- Task material -

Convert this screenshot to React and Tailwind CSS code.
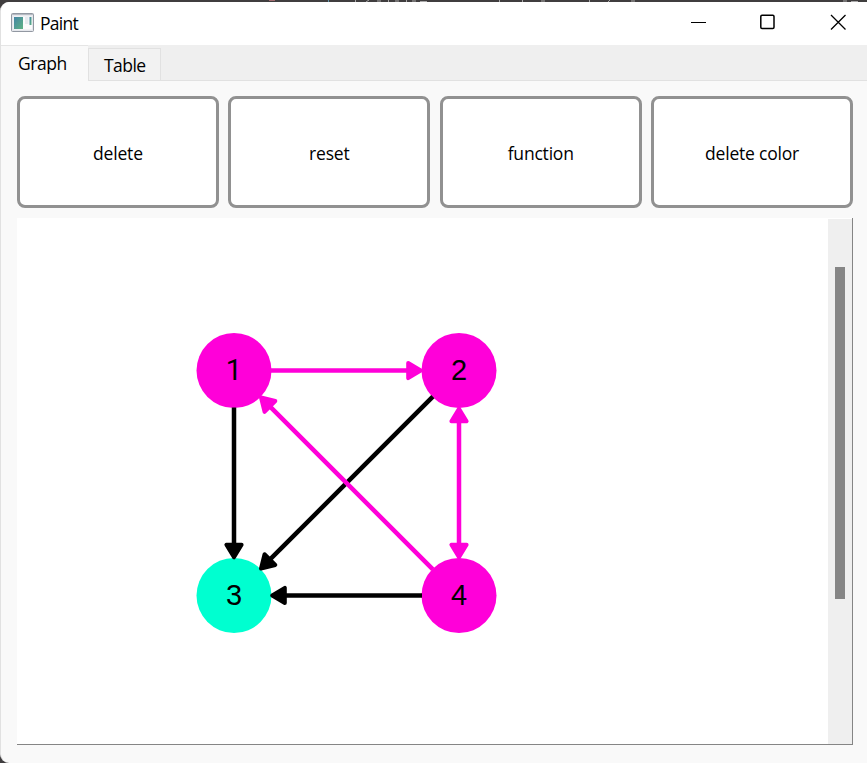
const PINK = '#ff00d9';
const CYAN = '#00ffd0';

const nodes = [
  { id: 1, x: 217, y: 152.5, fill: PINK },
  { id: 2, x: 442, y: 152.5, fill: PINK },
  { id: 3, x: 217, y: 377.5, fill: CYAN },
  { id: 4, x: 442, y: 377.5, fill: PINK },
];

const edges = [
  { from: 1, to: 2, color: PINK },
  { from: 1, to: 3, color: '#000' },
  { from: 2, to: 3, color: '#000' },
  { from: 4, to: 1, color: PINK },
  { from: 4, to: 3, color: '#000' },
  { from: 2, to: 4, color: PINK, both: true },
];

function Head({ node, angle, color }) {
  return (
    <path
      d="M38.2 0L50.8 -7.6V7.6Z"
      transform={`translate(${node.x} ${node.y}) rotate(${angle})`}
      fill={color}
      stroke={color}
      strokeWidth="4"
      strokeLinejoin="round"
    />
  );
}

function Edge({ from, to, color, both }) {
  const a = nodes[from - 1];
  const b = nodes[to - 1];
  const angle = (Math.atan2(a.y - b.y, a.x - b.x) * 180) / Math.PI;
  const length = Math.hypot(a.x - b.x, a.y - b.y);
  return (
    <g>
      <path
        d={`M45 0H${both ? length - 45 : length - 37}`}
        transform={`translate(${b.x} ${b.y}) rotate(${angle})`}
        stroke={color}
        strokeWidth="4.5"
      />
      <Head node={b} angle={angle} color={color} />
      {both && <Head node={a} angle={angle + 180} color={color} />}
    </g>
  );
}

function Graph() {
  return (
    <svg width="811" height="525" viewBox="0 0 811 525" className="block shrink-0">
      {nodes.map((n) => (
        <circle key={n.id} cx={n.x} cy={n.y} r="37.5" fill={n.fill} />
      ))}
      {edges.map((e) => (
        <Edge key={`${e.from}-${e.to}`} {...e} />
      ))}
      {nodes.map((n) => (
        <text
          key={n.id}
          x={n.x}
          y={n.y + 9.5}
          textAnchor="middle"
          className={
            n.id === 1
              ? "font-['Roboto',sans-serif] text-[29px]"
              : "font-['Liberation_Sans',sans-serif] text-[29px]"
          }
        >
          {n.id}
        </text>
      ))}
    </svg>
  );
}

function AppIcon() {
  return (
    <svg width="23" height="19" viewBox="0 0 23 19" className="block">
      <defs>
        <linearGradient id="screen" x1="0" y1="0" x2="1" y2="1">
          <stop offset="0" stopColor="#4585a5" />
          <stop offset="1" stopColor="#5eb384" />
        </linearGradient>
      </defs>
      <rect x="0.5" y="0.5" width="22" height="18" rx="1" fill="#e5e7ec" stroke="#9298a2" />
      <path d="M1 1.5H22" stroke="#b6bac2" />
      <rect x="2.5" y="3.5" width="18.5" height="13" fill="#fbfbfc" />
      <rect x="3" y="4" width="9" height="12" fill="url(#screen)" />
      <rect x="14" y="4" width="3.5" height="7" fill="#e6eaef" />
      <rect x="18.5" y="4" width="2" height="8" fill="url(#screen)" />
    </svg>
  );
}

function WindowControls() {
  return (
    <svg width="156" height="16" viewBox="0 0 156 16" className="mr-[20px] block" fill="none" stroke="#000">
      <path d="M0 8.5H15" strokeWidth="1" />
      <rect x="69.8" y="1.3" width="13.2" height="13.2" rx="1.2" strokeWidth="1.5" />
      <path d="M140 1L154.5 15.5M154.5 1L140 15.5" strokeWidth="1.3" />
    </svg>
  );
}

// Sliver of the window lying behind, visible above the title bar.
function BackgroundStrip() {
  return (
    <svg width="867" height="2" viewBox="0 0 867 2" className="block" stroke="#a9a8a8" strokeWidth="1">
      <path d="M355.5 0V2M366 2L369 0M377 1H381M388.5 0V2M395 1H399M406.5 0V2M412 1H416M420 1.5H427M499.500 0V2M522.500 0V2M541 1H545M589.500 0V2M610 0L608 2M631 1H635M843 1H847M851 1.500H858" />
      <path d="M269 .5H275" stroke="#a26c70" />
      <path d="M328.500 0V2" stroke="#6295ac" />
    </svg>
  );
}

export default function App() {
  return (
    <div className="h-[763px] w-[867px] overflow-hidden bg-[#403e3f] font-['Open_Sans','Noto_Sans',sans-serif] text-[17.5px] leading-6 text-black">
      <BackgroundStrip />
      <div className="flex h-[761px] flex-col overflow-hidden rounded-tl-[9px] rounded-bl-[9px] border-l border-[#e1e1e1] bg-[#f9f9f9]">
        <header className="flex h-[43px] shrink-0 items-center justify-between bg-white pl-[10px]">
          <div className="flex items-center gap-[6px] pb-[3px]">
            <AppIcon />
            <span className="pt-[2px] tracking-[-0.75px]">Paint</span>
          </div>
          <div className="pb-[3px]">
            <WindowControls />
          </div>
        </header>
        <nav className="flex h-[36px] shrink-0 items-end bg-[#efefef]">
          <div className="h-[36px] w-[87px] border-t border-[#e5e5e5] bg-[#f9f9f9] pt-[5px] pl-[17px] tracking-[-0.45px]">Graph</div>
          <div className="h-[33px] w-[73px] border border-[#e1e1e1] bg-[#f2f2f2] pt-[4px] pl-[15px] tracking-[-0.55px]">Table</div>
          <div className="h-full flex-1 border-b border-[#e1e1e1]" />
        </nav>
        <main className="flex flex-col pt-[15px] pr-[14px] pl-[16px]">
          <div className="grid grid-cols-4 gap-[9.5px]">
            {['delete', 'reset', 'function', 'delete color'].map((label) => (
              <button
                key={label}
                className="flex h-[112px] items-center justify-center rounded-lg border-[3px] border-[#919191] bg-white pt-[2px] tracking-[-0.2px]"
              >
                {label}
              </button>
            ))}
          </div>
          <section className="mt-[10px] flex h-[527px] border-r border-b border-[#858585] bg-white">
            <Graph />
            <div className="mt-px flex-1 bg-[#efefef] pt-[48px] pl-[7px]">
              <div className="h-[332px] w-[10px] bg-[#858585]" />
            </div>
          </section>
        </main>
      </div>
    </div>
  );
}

--

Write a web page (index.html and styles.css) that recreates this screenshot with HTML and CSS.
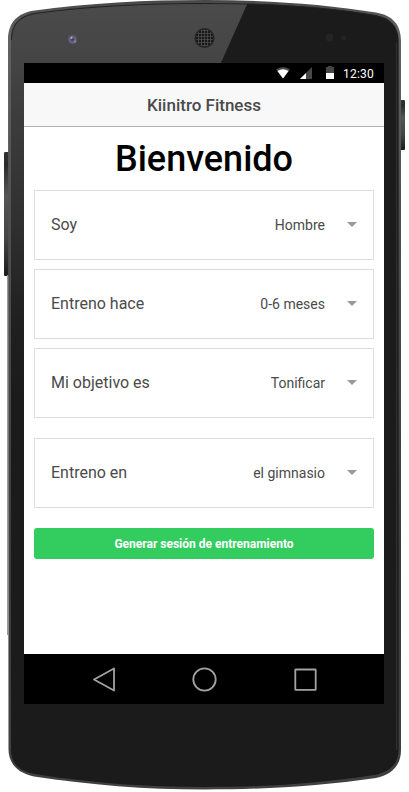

==

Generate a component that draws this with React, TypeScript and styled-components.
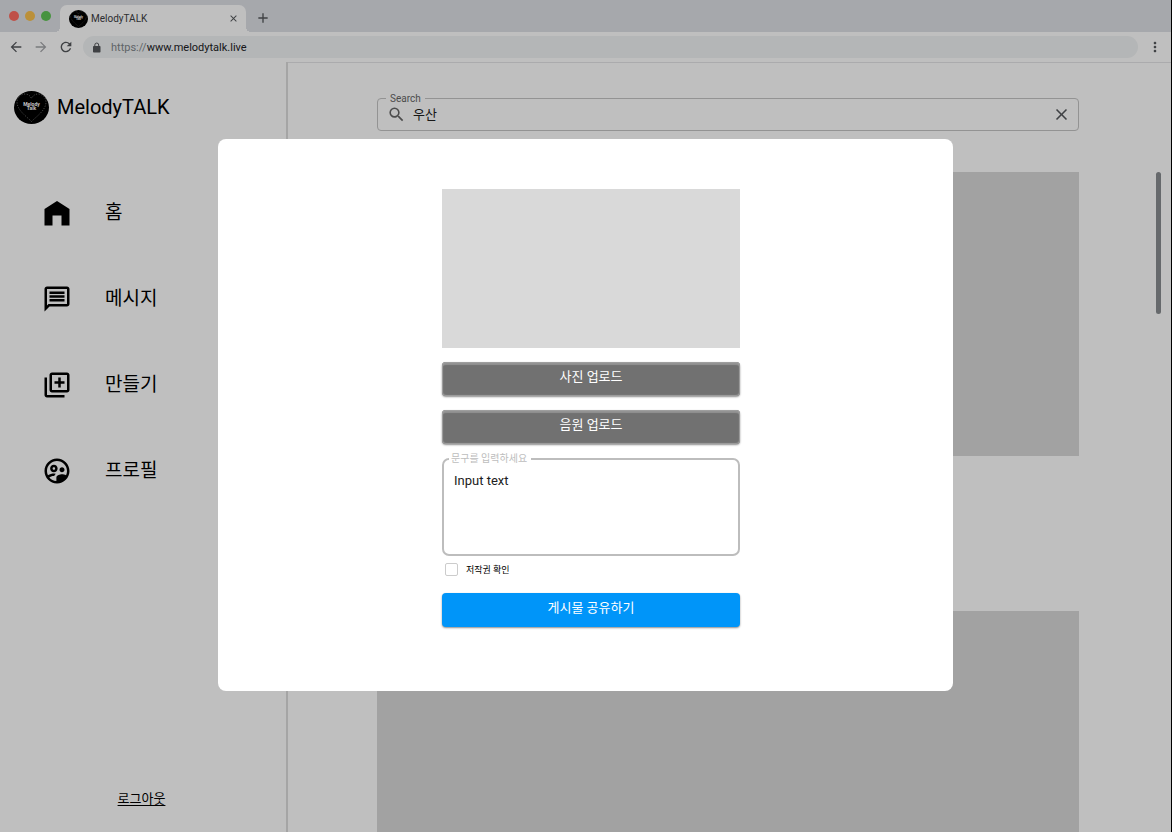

- Task details -
Scan the listing above. Gather each line that contains the word "screenshot".

- Exercise output -
Convert this screenshot to React and Tailwind CSS code.
Write a web page (index.html and styles.css) that recreates this screenshot with HTML and CSS.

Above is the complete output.